S’étant fait connaître du grand public grâce à son rôle de Lucas, adolescent au début de sa transition qui poursuivait sa grossesse dans Toute la vie (sur Tou.tv), Lé Aubin, qui se définit comme personne non binaire transmasculine, se désole de certains choix de distribution.

« Tout d’un coup, on a un personnage non binaire, mais encore une fois, c’est un homme cis qui le joue, exprime Lé Aubin. Encore une fois, il faut passer par un homme cis pour faire passer certaines affaires. Il y a plein de personnes trans et non binaires formées en jeu, en danse, mais on ne les connaît pas. Dans les castings, on veut sélectionner des gens qui ont une visibilité et de l’expérience.

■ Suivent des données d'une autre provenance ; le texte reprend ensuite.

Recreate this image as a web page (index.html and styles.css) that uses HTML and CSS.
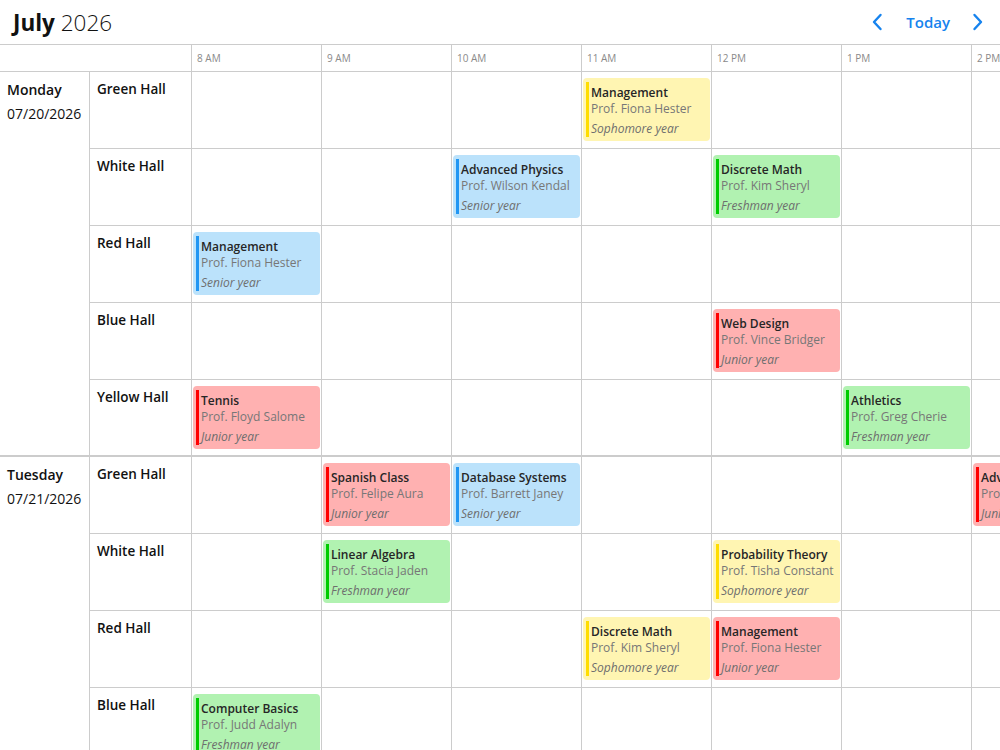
FILE: index.html
```html
<!DOCTYPE html>
<html lang="en">
<head>
<meta charset="utf-8">
<title>Timeline</title>
<link rel="stylesheet" href="styles.css">
</head>
<body>
<div class="app">
  <header class="toolbar">
    <div class="title"><b>July</b> <span class="year">2026</span></div>
    <div class="nav">
      <button class="arrow" aria-label="Previous">
        <svg width="12" height="18" viewBox="0 0 12 18"><path d="M9.5 2 L3 9 L9.5 16" fill="none" stroke="#1683ee" stroke-width="2.4" stroke-linecap="round" stroke-linejoin="round"/></svg>
      </button>
      <button class="today">Today</button>
      <button class="arrow" aria-label="Next">
        <svg width="12" height="18" viewBox="0 0 12 18"><path d="M2.5 2 L9 9 L2.5 16" fill="none" stroke="#1683ee" stroke-width="2.4" stroke-linecap="round" stroke-linejoin="round"/></svg>
      </button>
    </div>
  </header>

  <div class="times">
    <div class="corner"></div>
    <div class="hour">8 AM</div>
    <div class="hour">9 AM</div>
    <div class="hour">10 AM</div>
    <div class="hour">11 AM</div>
    <div class="hour">12 PM</div>
    <div class="hour">1 PM</div>
    <div class="hour">2 PM</div>
  </div>

  <section class="day">
    <div class="date"><div class="weekday">Monday</div><div class="dnum">07/20/2026</div></div>

    <div class="room">Green Hall</div>
    <div class="slot"></div><div class="slot"></div><div class="slot"></div>
    <div class="slot"><div class="event yellow"><div class="inner"><div class="ev-title">Management</div><div class="ev-prof">Prof. Fiona Hester</div><div class="ev-year">Sophomore year</div></div></div></div>
    <div class="slot"></div><div class="slot"></div><div class="slot"></div>

    <div class="room">White Hall</div>
    <div class="slot"></div><div class="slot"></div>
    <div class="slot"><div class="event blue"><div class="inner"><div class="ev-title">Advanced Physics</div><div class="ev-prof">Prof. Wilson Kendal</div><div class="ev-year">Senior year</div></div></div></div>
    <div class="slot"></div>
    <div class="slot"><div class="event green"><div class="inner"><div class="ev-title">Discrete Math</div><div class="ev-prof">Prof. Kim Sheryl</div><div class="ev-year">Freshman year</div></div></div></div>
    <div class="slot"></div><div class="slot"></div>

    <div class="room">Red Hall</div>
    <div class="slot"><div class="event blue"><div class="inner"><div class="ev-title">Management</div><div class="ev-prof">Prof. Fiona Hester</div><div class="ev-year">Senior year</div></div></div></div>
    <div class="slot"></div><div class="slot"></div><div class="slot"></div><div class="slot"></div><div class="slot"></div><div class="slot"></div>

    <div class="room">Blue Hall</div>
    <div class="slot"></div><div class="slot"></div><div class="slot"></div><div class="slot"></div>
    <div class="slot"><div class="event red"><div class="inner"><div class="ev-title">Web Design</div><div class="ev-prof">Prof. Vince Bridger</div><div class="ev-year">Junior year</div></div></div></div>
    <div class="slot"></div><div class="slot"></div>

    <div class="room end">Yellow Hall</div>
    <div class="slot end"><div class="event red"><div class="inner"><div class="ev-title">Tennis</div><div class="ev-prof">Prof. Floyd Salome</div><div class="ev-year">Junior year</div></div></div></div>
    <div class="slot end"></div><div class="slot end"></div><div class="slot end"></div><div class="slot end"></div>
    <div class="slot end"><div class="event green"><div class="inner"><div class="ev-title">Athletics</div><div class="ev-prof">Prof. Greg Cherie</div><div class="ev-year">Freshman year</div></div></div></div>
    <div class="slot end"></div>
  </section>

  <section class="day">
    <div class="date"><div class="weekday">Tuesday</div><div class="dnum">07/21/2026</div></div>

    <div class="room">Green Hall</div>
    <div class="slot"></div>
    <div class="slot"><div class="event red"><div class="inner"><div class="ev-title">Spanish Class</div><div class="ev-prof">Prof. Felipe Aura</div><div class="ev-year">Junior year</div></div></div></div>
    <div class="slot"><div class="event blue"><div class="inner"><div class="ev-title">Database Systems</div><div class="ev-prof">Prof. Barrett Janey</div><div class="ev-year">Senior year</div></div></div></div>
    <div class="slot"></div><div class="slot"></div><div class="slot"></div>
    <div class="slot"><div class="event red"><div class="inner"><div class="ev-title">Advanced Physics</div><div class="ev-prof">Prof. Wilson Kendal</div><div class="ev-year">Junior year</div></div></div></div>

    <div class="room">White Hall</div>
    <div class="slot"></div>
    <div class="slot"><div class="event green"><div class="inner"><div class="ev-title">Linear Algebra</div><div class="ev-prof">Prof. Stacia Jaden</div><div class="ev-year">Freshman year</div></div></div></div>
    <div class="slot"></div><div class="slot"></div>
    <div class="slot"><div class="event yellow"><div class="inner"><div class="ev-title">Probability Theory</div><div class="ev-prof">Prof. Tisha Constant</div><div class="ev-year">Sophomore year</div></div></div></div>
    <div class="slot"></div><div class="slot"></div>

    <div class="room">Red Hall</div>
    <div class="slot"></div><div class="slot"></div><div class="slot"></div>
    <div class="slot"><div class="event yellow"><div class="inner"><div class="ev-title">Discrete Math</div><div class="ev-prof">Prof. Kim Sheryl</div><div class="ev-year">Sophomore year</div></div></div></div>
    <div class="slot"><div class="event red"><div class="inner"><div class="ev-title">Management</div><div class="ev-prof">Prof. Fiona Hester</div><div class="ev-year">Junior year</div></div></div></div>
    <div class="slot"></div><div class="slot"></div>

    <div class="room">Blue Hall</div>
    <div class="slot"><div class="event green"><div class="inner"><div class="ev-title">Computer Basics</div><div class="ev-prof">Prof. Judd Adalyn</div><div class="ev-year">Freshman year</div></div></div></div>
    <div class="slot"></div><div class="slot"></div><div class="slot"></div><div class="slot"></div><div class="slot"></div><div class="slot"></div>

    <div class="room end">Yellow Hall</div>
    <div class="slot end"></div><div class="slot end"></div><div class="slot end"></div><div class="slot end"></div><div class="slot end"></div><div class="slot end"></div><div class="slot end"></div>
  </section>
</div>
</body>
</html>
```

FILE: styles.css
```css
* { box-sizing: border-box; }

html, body {
  margin: 0;
  padding: 0;
  width: 1000px;
  height: 750px;
  overflow: hidden;
  background: #fff;
}

body {
  font-family: "Open Sans", "Noto Sans", sans-serif;
  color: #111;
}

.app {
  width: 1101px;
}

.toolbar {
  width: 1000px;
  height: 45px;
  border-bottom: 1px solid #ccc;
  display: flex;
  align-items: center;
  justify-content: space-between;
  padding: 0 16px 0 13px;
}

.title {
  font-size: 22.5px;
  line-height: 1;
  color: #111;
  margin-top: 2px;
}
.title b { font-weight: 700; }
.title .year { font-weight: 300; }

.nav {
  display: flex;
  align-items: center;
}

.nav button {
  background: none;
  border: 0;
  padding: 0;
  margin: 0;
  font-family: inherit;
  cursor: pointer;
  display: flex;
  align-items: center;
}

.arrow { width: 12px; height: 18px; }

.today {
  font-size: 15px;
  font-weight: 600;
  color: #1683ee;
  margin: 0 22px 0 23px !important;
}

.times {
  display: grid;
  grid-template-columns: 192px repeat(7, 130px);
  height: 27px;
  border-bottom: 1px solid #ccc;
}

.corner { border-right: 1px solid #ccc; }

.hour {
  border-right: 1px solid #ccc;
  font-size: 10px;
  color: #8a8a8a;
  padding: 6px 0 0 5px;
  line-height: 14px;
}

.day {
  display: grid;
  grid-template-columns: 90px 102px repeat(7, 130px);
  grid-template-rows: repeat(4, 77px) 75px;
  border-bottom: 2px solid #ccc;
}

.date {
  grid-row: 1 / span 5;
  border-right: 1px solid #ccc;
  padding: 8px 0 0 7px;
  font-size: 14px;
}
.weekday { font-weight: 600; line-height: 20px; }
.dnum { line-height: 20px; margin-top: 4px; }

.room {
  border-right: 1px solid #ccc;
  border-bottom: 1px solid #ccc;
  font-size: 13.5px;
  font-weight: 600;
  padding: 8px 0 0 7px;
  line-height: 19px;
}

.slot {
  border-right: 1px solid #ccc;
  border-bottom: 1px solid #ccc;
  padding: 6px 1px 0 1px;
}

.room.end, .slot.end { border-bottom: 0; }

.event {
  height: 63px;
  border-radius: 4px;
  padding: 4px 4px 4px 3px;
  overflow: hidden;
  white-space: nowrap;
}

.inner {
  height: 100%;
  border-left: 3px solid;
  padding: 3px 0 0 2px;
  font-size: 12px;
  line-height: 16px;
}

.ev-title { color: #262626; font-weight: 600; }
.ev-prof { color: #777; }
.ev-year { color: #6e6e6e; font-style: italic; margin-top: 4px; }

.blue { background: #bbe2fb; }
.blue .inner { border-color: #2196f3; }
.red { background: #ffb1b1; }
.red .inner { border-color: #ff0000; }
.yellow { background: #fff5b2; }
.yellow .inner { border-color: #ffdd00; }
.green { background: #b1f2b1; }
.green .inner { border-color: #00cc00; }
```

Tant qu’à écrire un personnage non binaire dans une série où personne sur le plateau et dans l’équipe n’est non binaire, pourquoi ne pas saisir cette occasion pour faire découvrir un artiste non binaire ? De cette manière, on évite de tomber dans les clichés », croit l’acteur, qui trouve que le théâtre est plus avancé sur le sujet.

« Étant de la communauté LGBTQ+, confie Marie-Andrée Labbé, j’aspire à ce qu’on ait de plus en plus de gens de diverses orientations sexuelles et identités de genre à la télé pour jouer des personnages binaires, non binaires, cisgenres, transgenres. Pour moi, pour l’instant, c’est important que les acteurs puissent tout jouer. Dans les conversations qu’on a en casting, le dossier avance. »

Identité complexe

La représentation de la non-binarité dans les séries québécoises étant plus récente que dans les séries américaines, Stéfany Boisvert fait remarquer que cela a un impact sur les enjeux vécus par les personnages non binaires.

« Aux , ces personnages sont intégrés à l’histoire, mais le récit qui les concerne ne va pas porter uniquement sur leur identité de genre. On les intègre dans le récit de manière à montrer que leur non-binarité n’est pas en soi leur identité ; ils sont des êtres beaucoup plus complexes que ça. Au Québec, on concentre le récit sur les enjeux et les problèmes relationnels que vit le personnage à cause de sa non-binarité. On axe beaucoup le récit sur ce fameux coming out. »

« Si on regarde l’historique de la représentativité trans, je dis trans de manière large, car la non-binarité fait partie de la transidentité, il y a toujours eu une petite connotation négative. Souvent, le récit tournait autour de l’acceptation de cette personne, et donc du contrecoup négatif autour d’elle, des micro-agressions. Ça ferait tellement du bien d’avoir des personnages non binaires ou trans positifs dont l’histoire n’est pas axée sur leur identité et joués par des personnes non binaires ou trans. On en est vraiment aux premiers pas, alors mettons toutes les chances de notre côté », suggère Lé Aubin.

Pour sa part, Marie-Andrée Labbé souhaite qu’un jour, on laisse tomber les étiquettes : « Lou a une histoire ; on va se détacher de l’identité de genre, car iel ne doit pas servir qu’à ça. À la longue, on n’aura plus besoin de nommer. Dans une scène de Sans rendez-vous, il y a un groupe de polyamoureux à l’intérieur duquel il y a une personne non binaire dont on ignore le sexe assigné à la naissance et ce n’est pas nommé. Je trouvais ça parfait comme ça. On devrait s’habituer à arrêter de poser des questions sur l’identité et l’orientation. Bientôt, ça ne nous intéressera plus. Pour le moment, on doit encore préciser quelques affaires. »

Bien que la télévision québécoise se veuille de plus en plus inclusive, Stéfany Boisvert note que tous les combats ne sont pas gagnés. « Il faut bousculer la hiérarchie des personnages présentés à la télévision, l’hétéronormativité et la cisnormativité. Il faudrait diversifier l’identité ethnoculturelle des personnages non binaires. D’un point de vue intersectionnel, il y a encore quelque chose qui bloque. Pour beaucoup de créateurs télé, soit on représente la diversité culturelle, soit la diversité sexuelle, comme si on ne pouvait pas représenter les deux en même temps », conclut la professeure.